Conclusion: A Crisis Exploited for Strategic Gain

As the smoke clears from Chile’s forests, the reality becomes unmistakable: what appears at first glance to be a natural disaster is entangled with human ambition and strategic manoeuvring. The alignment of U.S. national security priorities with Aclara Resources’ mining and processing projects reveals a pursuit of rare earth dominance that extends from the scorched hills of Penco to the Gulf Coast of Louisiana. The wildfires have cleared resistance, altered landscapes, and shifted the political terrain, creating conditions highly favourable to extraction and control of resources deemed essential for defense and high-tech industry.

This is not merely a story of environmental devastation, but of structural power operating at the intersection of profit and geopolitics.

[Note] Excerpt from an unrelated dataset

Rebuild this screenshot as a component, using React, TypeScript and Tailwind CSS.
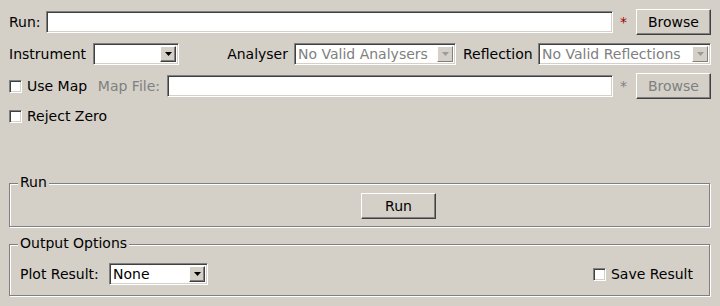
import type { ReactNode } from 'react';

const sunken =
  'border border-t-[#808080] border-l-[#808080] border-b-white border-r-white shadow-[inset_1px_1px_0_#404040,inset_-1px_-1px_0_#d4d0c8]';
const raised =
  'border border-t-white border-l-white border-b-[#404040] border-r-[#404040] shadow-[inset_-1px_-1px_0_#808080]';
const etched =
  'border border-[#808080] shadow-[inset_1px_1px_0_#ffffff,1px_1px_0_#ffffff]';

function TextInput({ className = '' }: { className?: string }) {
  return <div className={`h-[22px] bg-white ${sunken} ${className}`} />;
}

function Button({
  label,
  disabled,
  className = '',
}: {
  label: string;
  disabled?: boolean;
  className?: string;
}) {
  return (
    <button
      type="button"
      className={`flex h-[26px] w-[75px] items-center justify-center bg-[#d4d0c8] ${raised} ${
        disabled ? 'text-[#808080]' : 'text-black'
      } ${className}`}
    >
      {label}
    </button>
  );
}

function Combo({
  value = '',
  disabled,
  width,
}: {
  value?: string;
  disabled?: boolean;
  width: string;
}) {
  return (
    <div className={`flex h-[22px] items-stretch bg-white p-[2px] ${sunken} ${width}`}>
      <span
        className={`min-w-0 flex-1 truncate pl-[1px] leading-[17px] ${
          disabled ? 'text-[#808080]' : 'text-black'
        }`}
      >
        {value}
      </span>
      <span
        className={`flex w-[16px] items-center justify-center bg-[#d4d0c8] ${
          disabled
            ? 'border border-t-white border-l-white border-b-[#808080] border-r-[#808080]'
            : raised
        }`}
      >
        <svg width="7" height="4" viewBox="0 0 7 4">
          <path d="M0 0h7L3.5 4z" fill={disabled ? '#9a9a9a' : '#000'} />
        </svg>
      </span>
    </div>
  );
}

function Check({ label }: { label: string }) {
  return (
    <span className="flex items-center">
      <span className={`h-[13px] w-[13px] bg-white ${sunken}`} />
      <span className="ml-[5px]">{label}</span>
    </span>
  );
}

function Group({
  title,
  className = '',
  children,
}: {
  title: string;
  className?: string;
  children: ReactNode;
}) {
  return (
    <div className={`relative mr-[1px] ${etched} ${className}`}>
      <span className="absolute left-[8px] top-[-10px] bg-[#d4d0c8] px-[2px] leading-[17px]">
        {title}
      </span>
      {children}
    </div>
  );
}

export default function App() {
  return (
    <div
      className="h-[306px] w-[720px] overflow-hidden bg-[#d4d0c8] px-[9px] text-[14px] text-black"
      style={{ fontFamily: '"DejaVu Sans", sans-serif' }}
    >
      <div className="mt-[9px] flex h-[26px] items-center">
        <span className="w-[37px]">Run:</span>
        <TextInput className="w-[567px]" />
        <span className="w-[23px] pl-[7px] text-[#a00000]">*</span>
        <Button label="Browse" />
      </div>

      <div className="mt-[6px] flex h-[26px] items-center">
        <span className="w-[84px]">Instrument</span>
        <Combo width="w-[86px]" />
        <span className="w-[115px] pr-[6px] text-right">Analyser</span>
        <Combo width="w-[162px]" value="No Valid Analysers" disabled />
        <span className="w-[82px] pl-[7px]">Reflection</span>
        <Combo width="w-[173px]" value="No Valid Reflections" disabled />
      </div>

      <div className="mt-[6px] flex h-[26px] items-center">
        <div className="flex w-[158px] items-center">
          <Check label="Use Map" />
          <span className="flex-1 pr-[7px] text-right text-[#808080]">Map File:</span>
        </div>
        <TextInput className="w-[446px]" />
        <span className="w-[23px] pl-[7px] text-[#808080]">*</span>
        <Button label="Browse" disabled />
      </div>

      <div className="mt-[4px] flex h-[26px] items-center">
        <Check label="Reject Zero" />
      </div>

      <Group title="Run" className="mt-[54px] h-[44px]">
        <div className="flex pl-[351px] pt-[9px]">
          <Button label="Run" />
        </div>
      </Group>

      <Group title="Output Options" className="mt-[17px] h-[52px]">
        <div className="flex items-center pl-[10px] pr-[16px] pt-[18px]">
          <span className="w-[89px]">Plot Result:</span>
          <Combo width="w-[99px]" value="None" />
          <span className="flex-1" />
          <Check label="Save Result" />
        </div>
      </Group>
    </div>
  );
}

The people of Chile and the ecosystems of Biobío and Ñuble have become collateral in a global scramble for strategic minerals, raising urgent questions about the ethics of resource security and the exploitation of crisis. As the world races to secure critical minerals outside China, the Chilean fires stand as both a warning and a symbol of the high stakes, illustrating the human and ecological costs of the US geopolitical imperatives pursued in the shadows of natural and man-made disasters.